# Start of DATA PROVIDED

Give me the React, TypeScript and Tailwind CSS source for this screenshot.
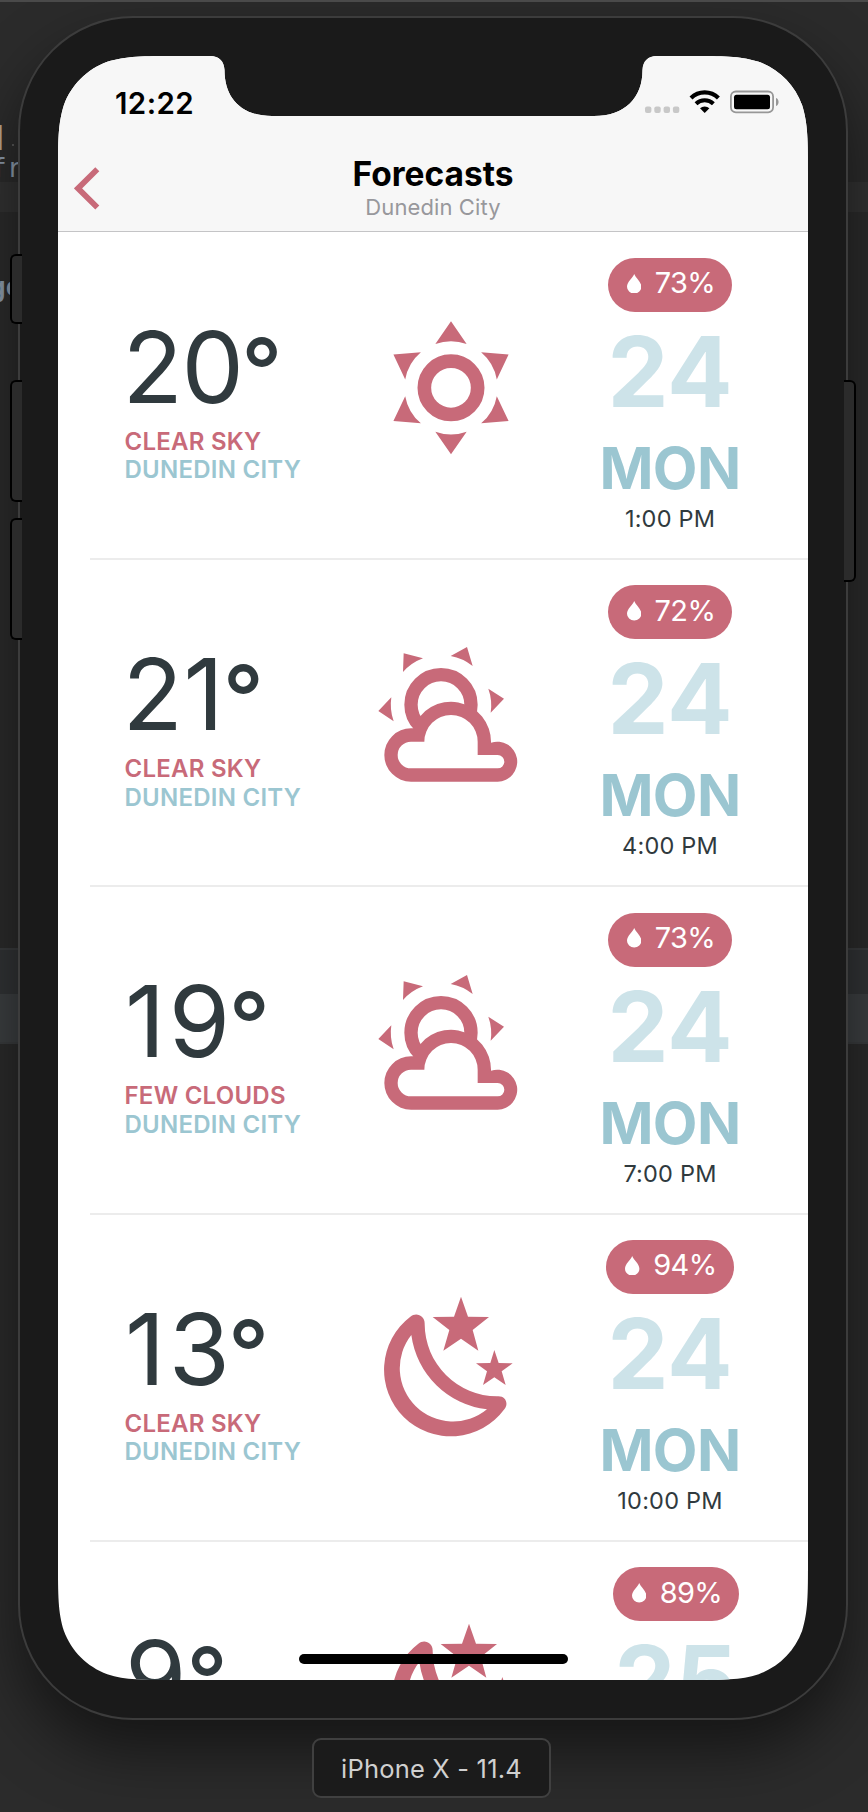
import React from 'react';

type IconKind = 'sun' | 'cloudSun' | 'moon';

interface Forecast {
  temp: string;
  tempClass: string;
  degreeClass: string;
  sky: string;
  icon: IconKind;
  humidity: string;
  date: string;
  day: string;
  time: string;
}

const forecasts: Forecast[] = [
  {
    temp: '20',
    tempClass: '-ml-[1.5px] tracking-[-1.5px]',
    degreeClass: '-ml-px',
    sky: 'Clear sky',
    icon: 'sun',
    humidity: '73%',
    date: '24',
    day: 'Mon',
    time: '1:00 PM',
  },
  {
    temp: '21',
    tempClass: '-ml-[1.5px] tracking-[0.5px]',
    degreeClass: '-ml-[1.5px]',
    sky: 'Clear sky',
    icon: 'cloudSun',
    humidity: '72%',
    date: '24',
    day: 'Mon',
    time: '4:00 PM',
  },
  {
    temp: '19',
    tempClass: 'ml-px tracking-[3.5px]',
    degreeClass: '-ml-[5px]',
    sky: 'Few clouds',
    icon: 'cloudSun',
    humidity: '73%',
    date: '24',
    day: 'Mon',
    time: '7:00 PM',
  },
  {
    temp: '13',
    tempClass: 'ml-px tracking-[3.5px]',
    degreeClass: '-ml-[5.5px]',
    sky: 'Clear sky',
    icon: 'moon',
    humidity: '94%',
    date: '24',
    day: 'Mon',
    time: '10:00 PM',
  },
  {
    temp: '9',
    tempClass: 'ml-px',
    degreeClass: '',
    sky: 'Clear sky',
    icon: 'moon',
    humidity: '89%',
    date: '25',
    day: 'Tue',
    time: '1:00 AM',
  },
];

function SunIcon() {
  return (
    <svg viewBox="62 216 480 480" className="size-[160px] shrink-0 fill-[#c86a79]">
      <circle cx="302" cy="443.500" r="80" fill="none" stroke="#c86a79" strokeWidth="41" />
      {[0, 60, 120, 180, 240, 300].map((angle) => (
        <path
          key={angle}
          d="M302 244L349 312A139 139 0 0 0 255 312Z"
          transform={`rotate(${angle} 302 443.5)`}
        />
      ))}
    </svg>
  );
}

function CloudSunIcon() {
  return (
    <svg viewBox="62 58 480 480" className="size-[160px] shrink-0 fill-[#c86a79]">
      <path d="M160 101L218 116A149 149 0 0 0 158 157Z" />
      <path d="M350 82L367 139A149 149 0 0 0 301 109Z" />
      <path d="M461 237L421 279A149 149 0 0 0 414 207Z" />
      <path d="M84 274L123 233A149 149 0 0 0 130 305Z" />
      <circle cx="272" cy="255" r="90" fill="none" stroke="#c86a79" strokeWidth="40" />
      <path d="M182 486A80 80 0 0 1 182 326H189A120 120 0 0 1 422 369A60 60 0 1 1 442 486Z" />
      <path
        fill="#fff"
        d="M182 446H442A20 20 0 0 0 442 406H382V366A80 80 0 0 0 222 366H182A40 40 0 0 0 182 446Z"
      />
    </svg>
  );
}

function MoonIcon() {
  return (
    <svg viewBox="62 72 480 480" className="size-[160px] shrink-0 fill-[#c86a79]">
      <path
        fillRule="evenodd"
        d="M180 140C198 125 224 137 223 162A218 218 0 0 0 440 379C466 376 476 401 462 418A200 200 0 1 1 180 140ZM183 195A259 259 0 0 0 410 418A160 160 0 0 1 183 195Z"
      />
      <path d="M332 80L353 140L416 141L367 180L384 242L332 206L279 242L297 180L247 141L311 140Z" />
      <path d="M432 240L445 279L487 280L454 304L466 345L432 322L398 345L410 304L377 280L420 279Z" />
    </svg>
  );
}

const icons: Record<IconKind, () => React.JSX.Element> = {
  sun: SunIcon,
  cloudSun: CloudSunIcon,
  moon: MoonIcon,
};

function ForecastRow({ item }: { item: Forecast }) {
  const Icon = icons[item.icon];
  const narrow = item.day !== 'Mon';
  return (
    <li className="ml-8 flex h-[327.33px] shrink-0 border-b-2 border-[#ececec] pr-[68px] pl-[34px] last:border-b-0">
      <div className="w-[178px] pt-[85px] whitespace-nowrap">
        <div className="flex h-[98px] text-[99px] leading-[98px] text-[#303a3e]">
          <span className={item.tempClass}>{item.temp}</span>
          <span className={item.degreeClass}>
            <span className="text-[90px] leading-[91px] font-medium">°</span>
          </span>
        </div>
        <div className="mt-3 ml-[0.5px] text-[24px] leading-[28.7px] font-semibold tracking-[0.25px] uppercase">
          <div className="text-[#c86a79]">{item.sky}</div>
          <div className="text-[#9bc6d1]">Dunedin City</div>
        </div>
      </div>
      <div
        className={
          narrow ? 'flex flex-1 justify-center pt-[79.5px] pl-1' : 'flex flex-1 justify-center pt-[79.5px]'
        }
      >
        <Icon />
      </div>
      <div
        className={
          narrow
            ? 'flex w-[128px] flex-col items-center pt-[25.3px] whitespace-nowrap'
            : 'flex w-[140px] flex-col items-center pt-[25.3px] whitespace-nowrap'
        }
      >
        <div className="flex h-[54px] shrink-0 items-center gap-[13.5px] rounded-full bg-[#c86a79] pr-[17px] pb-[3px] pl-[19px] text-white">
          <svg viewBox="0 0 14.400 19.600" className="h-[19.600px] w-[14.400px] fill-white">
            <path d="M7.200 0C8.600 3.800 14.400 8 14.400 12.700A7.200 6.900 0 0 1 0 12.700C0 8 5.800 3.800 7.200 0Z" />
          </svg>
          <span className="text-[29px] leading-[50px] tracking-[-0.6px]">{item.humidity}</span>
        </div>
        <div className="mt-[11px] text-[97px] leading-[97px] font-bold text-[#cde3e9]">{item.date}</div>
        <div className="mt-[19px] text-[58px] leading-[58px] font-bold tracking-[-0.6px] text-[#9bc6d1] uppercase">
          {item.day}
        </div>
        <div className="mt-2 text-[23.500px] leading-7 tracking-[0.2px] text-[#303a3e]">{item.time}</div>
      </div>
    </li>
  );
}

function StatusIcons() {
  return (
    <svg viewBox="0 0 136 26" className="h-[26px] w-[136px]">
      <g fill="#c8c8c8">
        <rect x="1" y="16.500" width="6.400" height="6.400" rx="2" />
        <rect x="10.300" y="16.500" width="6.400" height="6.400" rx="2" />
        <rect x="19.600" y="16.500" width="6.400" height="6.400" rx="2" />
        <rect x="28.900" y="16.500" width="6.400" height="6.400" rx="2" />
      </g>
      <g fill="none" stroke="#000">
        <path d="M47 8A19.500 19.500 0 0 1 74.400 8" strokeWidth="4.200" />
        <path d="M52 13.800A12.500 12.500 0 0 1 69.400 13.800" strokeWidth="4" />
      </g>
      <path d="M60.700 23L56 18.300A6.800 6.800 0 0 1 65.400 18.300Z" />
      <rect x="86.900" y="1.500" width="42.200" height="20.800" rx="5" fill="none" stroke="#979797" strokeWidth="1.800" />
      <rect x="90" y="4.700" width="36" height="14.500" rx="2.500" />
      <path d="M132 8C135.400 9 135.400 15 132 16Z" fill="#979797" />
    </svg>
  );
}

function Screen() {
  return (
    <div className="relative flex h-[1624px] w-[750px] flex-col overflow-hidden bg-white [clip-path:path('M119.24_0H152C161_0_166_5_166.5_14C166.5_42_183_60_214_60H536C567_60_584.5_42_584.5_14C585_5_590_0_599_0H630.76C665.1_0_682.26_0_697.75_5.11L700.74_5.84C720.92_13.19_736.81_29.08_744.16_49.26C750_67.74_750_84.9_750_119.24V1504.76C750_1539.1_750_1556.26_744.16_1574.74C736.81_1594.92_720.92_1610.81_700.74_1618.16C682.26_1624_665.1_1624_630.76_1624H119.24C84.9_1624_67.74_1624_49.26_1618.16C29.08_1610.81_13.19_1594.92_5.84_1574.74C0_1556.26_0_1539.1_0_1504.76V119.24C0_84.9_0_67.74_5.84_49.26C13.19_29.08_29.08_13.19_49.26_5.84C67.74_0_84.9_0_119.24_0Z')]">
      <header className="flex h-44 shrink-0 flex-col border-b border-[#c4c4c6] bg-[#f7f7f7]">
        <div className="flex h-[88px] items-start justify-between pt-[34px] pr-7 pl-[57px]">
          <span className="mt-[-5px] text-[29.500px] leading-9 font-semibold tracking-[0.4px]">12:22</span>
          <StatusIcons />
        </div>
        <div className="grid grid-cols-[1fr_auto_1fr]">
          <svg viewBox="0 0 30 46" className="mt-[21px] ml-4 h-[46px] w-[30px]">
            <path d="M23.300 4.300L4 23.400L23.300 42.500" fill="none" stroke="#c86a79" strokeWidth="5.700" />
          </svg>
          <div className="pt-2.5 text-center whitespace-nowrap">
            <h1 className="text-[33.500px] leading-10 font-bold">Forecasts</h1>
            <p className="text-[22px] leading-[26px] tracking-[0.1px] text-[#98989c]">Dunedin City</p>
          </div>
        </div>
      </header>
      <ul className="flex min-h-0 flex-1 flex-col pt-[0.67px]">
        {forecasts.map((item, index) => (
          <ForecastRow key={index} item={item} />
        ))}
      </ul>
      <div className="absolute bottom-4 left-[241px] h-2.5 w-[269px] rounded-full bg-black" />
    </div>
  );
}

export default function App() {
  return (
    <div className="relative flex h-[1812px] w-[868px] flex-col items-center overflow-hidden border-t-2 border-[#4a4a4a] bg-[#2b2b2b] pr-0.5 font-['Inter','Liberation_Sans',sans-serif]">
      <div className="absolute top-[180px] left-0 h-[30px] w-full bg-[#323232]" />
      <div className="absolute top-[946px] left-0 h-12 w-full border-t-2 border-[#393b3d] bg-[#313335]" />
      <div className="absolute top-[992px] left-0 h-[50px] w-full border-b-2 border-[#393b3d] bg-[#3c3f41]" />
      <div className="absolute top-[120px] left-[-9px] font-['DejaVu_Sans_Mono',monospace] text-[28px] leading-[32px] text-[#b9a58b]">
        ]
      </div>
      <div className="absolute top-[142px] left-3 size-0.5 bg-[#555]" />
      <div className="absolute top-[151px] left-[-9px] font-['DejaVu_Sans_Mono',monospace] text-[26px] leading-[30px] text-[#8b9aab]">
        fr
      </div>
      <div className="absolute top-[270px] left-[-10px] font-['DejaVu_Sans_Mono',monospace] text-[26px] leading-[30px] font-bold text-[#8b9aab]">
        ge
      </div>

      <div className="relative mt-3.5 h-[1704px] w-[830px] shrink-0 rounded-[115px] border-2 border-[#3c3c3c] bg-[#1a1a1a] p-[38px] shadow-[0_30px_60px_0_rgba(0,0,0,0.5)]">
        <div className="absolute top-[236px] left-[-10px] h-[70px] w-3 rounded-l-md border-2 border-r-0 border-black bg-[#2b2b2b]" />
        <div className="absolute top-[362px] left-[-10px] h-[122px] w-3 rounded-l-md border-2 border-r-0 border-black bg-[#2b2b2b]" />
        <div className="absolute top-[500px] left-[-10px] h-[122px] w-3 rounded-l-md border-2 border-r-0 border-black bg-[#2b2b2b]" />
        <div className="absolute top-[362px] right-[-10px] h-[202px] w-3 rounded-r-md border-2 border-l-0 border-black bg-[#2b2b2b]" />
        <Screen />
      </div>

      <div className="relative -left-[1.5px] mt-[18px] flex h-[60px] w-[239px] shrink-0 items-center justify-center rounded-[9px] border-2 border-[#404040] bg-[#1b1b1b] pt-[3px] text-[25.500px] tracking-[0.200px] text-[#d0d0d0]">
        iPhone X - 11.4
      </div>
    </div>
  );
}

# End of DATA PROVIDED

= YOUR OBJECTIVE =
State, as a bare number, how many lines of the listing hold the word "React".

= FULL SOLUTION =
3